Sales of investment bonds dropped nearly 40 per cent to £6.463bn in Q1 2008 compared with Q4 2007, and almost 30 per cent from the same time last year, according to the Association of British Insurers.

The drop comes after the Government’s capital gains tax changes came into effect last month. The reforms, which the ABI lobbied strongly against, put investment bonds and mutual funds on an uneven playing field as the latter is now subject to the 18 per cent flat rate while bonds remain subject to 40 per cent tax.

Apart from the significant drop in bond new business, single and regular premium new business for pensions and protection also slumped in the first quarter.

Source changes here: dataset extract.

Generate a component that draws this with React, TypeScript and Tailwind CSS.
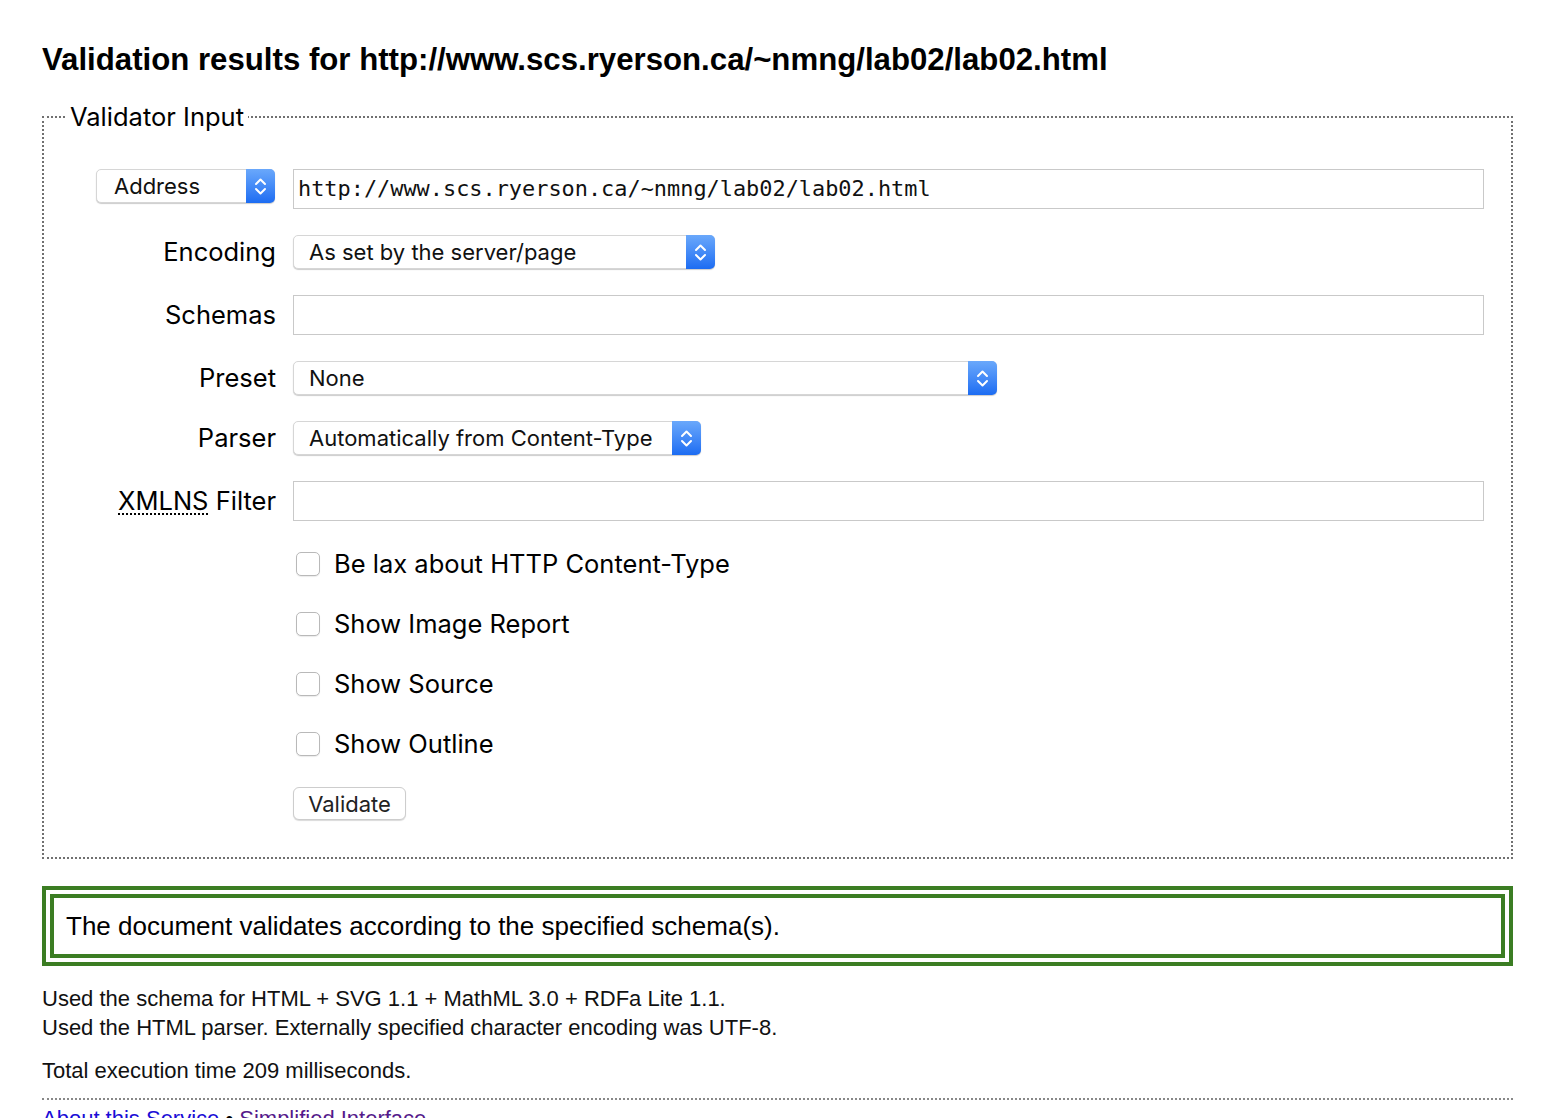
import type { ReactNode } from 'react';

const ui = "font-['Inter','Noto_Sans',sans-serif]";

function Chevrons() {
  return (
    <svg width="13" height="21" viewBox="0 0 13 21" fill="none" stroke="white" strokeWidth="2" strokeLinecap="round" strokeLinejoin="round">
      <path d="M2 8 6.5 3.5 11 8" />
      <path d="M2 13 6.5 17.5 11 13" />
    </svg>
  );
}

function Select({ value, width, pad = 'pl-[15px]' }: { value: string; width: string; pad?: string }) {
  return (
    <div
      className={`flex h-[34px] ${width} items-stretch rounded-[5px] border border-[#d6d6d6] bg-white shadow-[0_1px_1px_rgba(0,0,0,0.2)]`}
    >
      <div className={`flex flex-1 items-center ${pad} text-[22px] leading-none text-[#111] ${ui}`}>{value}</div>
      <div className="-my-px -mr-px flex w-[29px] items-center justify-center rounded-r-[5px] bg-gradient-to-b from-[#6aa8fb] to-[#1c6cf2]">
        <Chevrons />
      </div>
    </div>
  );
}

function TextBox({ value }: { value?: string }) {
  return (
    <div className="flex h-[40px] w-full items-center border border-[#c9c9c9] bg-white px-[4px] font-['DejaVu_Sans_Mono',monospace] text-[21.9px] text-[#111]">
      {value}
    </div>
  );
}

function Row({ label, children }: { label: ReactNode; children: ReactNode }) {
  return (
    <div className="grid grid-cols-[232px_1fr] items-center gap-x-[17px]">
      <div className={`text-right text-[25.5px] leading-[30px] text-black ${ui}`}>{label}</div>
      <div className="flex items-center">{children}</div>
    </div>
  );
}

function Check({ label }: { label: string }) {
  return (
    <div className="grid h-[40px] grid-cols-[232px_1fr] items-center gap-x-[17px]">
      <div />
      <div className="flex items-center">
        <span className="ml-[3px] h-[24px] w-[24px] rounded-[5px] border border-[#b9b9b9] bg-white shadow-[0_1px_1px_rgba(0,0,0,0.08)]" />
        <span className={`ml-[14px] text-[25.5px] leading-[30px] text-black ${ui}`}>{label}</span>
      </div>
    </div>
  );
}

export default function App() {
  return (
    <div className="min-h-screen bg-white pl-[42px] pr-[41px] pt-[39px] font-['Liberation_Sans',Arial,sans-serif] text-black">
      <h1 className="text-[31.2px] font-bold leading-[42px]">
        Validation results for http://www.scs.ryerson.ca/~nmng/lab02/lab02.html
      </h1>

      {/* Validator input */}
      <fieldset className="mt-[21px] border-2 border-dotted border-[#707070] pb-[37px] pr-[27px]">
        <legend className={`ml-[22px] px-[4px] text-[25.5px] leading-[30px] text-black ${ui}`}>Validator Input</legend>

        <div className="mt-[37px] flex flex-col gap-[26px]">
          <div className="grid grid-cols-[232px_1fr] items-start gap-x-[17px]">
            <div className="flex justify-end pr-px">
              <Select value="Address" width="w-[179px]" pad="pl-[17px]" />
            </div>
            <TextBox value="http://www.scs.ryerson.ca/~nmng/lab02/lab02.html" />
          </div>
          <Row label="Encoding">
            <Select value="As set by the server/page" width="w-[422px]" />
          </Row>
          <Row label="Schemas">
            <TextBox />
          </Row>
          <Row label="Preset">
            <Select value="None" width="w-[704px]" />
          </Row>
          <Row label="Parser">
            <Select value="Automatically from Content-Type" width="w-[408px]" />
          </Row>
          <Row
            label={
              <>
                <abbr title="XML namespace" className="underline decoration-dotted decoration-2 underline-offset-[3px]">
                  XMLNS
                </abbr>{' '}
                Filter
              </>
            }
          >
            <TextBox />
          </Row>
        </div>

        <div className="mt-[23px] flex flex-col gap-[20px]">
          <Check label="Be lax about HTTP Content-Type" />
          <Check label="Show Image Report" />
          <Check label="Show Source" />
          <Check label="Show Outline" />
        </div>

        <div className="mt-[23px] grid grid-cols-[232px_1fr] gap-x-[17px]">
          <div />
          <div>
            <button
              className={`h-[33px] w-[113px] rounded-[6px] border border-[#cdcdcd] bg-white text-[22px] leading-none text-[#222] shadow-[0_1px_1px_rgba(0,0,0,0.15)] ${ui}`}
            >
              Validate
            </button>
          </div>
        </div>
      </fieldset>

      {/* Result */}
      <div className="mt-[27px] flex h-[80px] items-center border-[12px] border-double border-[#3b7d23] px-[12px] text-[26px]">
        The document validates according to the specified schema(s).
      </div>

      <div className="mt-[18px] text-[22px] leading-[29px] text-[#111]">
        <p>Used the schema for HTML + SVG 1.1 + MathML 3.0 + RDFa Lite 1.1.</p>
        <p>Used the HTML parser. Externally specified character encoding was UTF-8.</p>
        <p className="mt-[14px]">Total execution time 209 milliseconds.</p>
      </div>

      <div className="mt-[13px] border-t-2 border-dotted border-[#888]" />
      <p className="pt-[4px] text-[22px] leading-[29px]">
        <a href="#" className="text-[#1a0dd6] underline">About this Service</a>
        <span> • </span>
        <a href="#" className="text-[#551a8b] underline">Simplified Interface</a>
      </p>
    </div>
  );
}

Regular premium accumulation and protection new business dropped 2.1 per cent to £1.355bn in Q1 compared with £1.384bn in Q1 2007. Individual protection sales dropped from £259m to £216m while group protection sales decreased from £86m to £73m. Occupation pensions dropped only slightly, from £207m to £203m but individual pensions bucked the trend, increasing 4.4 per cent to £838m in Q1.

Single premium accumulation and protection new business was £16.089bn in Q1, down 15.5 per cent from £19.037bn in Q1 2007. Individual pensions sales decreased from £5,340 to £4677 in the first quarter but occupational pensions new business rose from £2287 to £2837. Individual protection decreased 17 per cent from £357 to £297.

Decumulation new business in Q1 2008 saw a 3 per cent drop to £3.351bn from £3.453bn in Q1 last year.

ABI spokesperson Jon French says: “I think the fall in bond sales reflects the aftermath of the CGT changes and the Chancellor’s decision not to adjust the tax treatment of bonds to bring them into line with other savings vehicles. The decrease in some pensions figures is also disappointing. This is likely to be because the A-Day effect has now worn off.”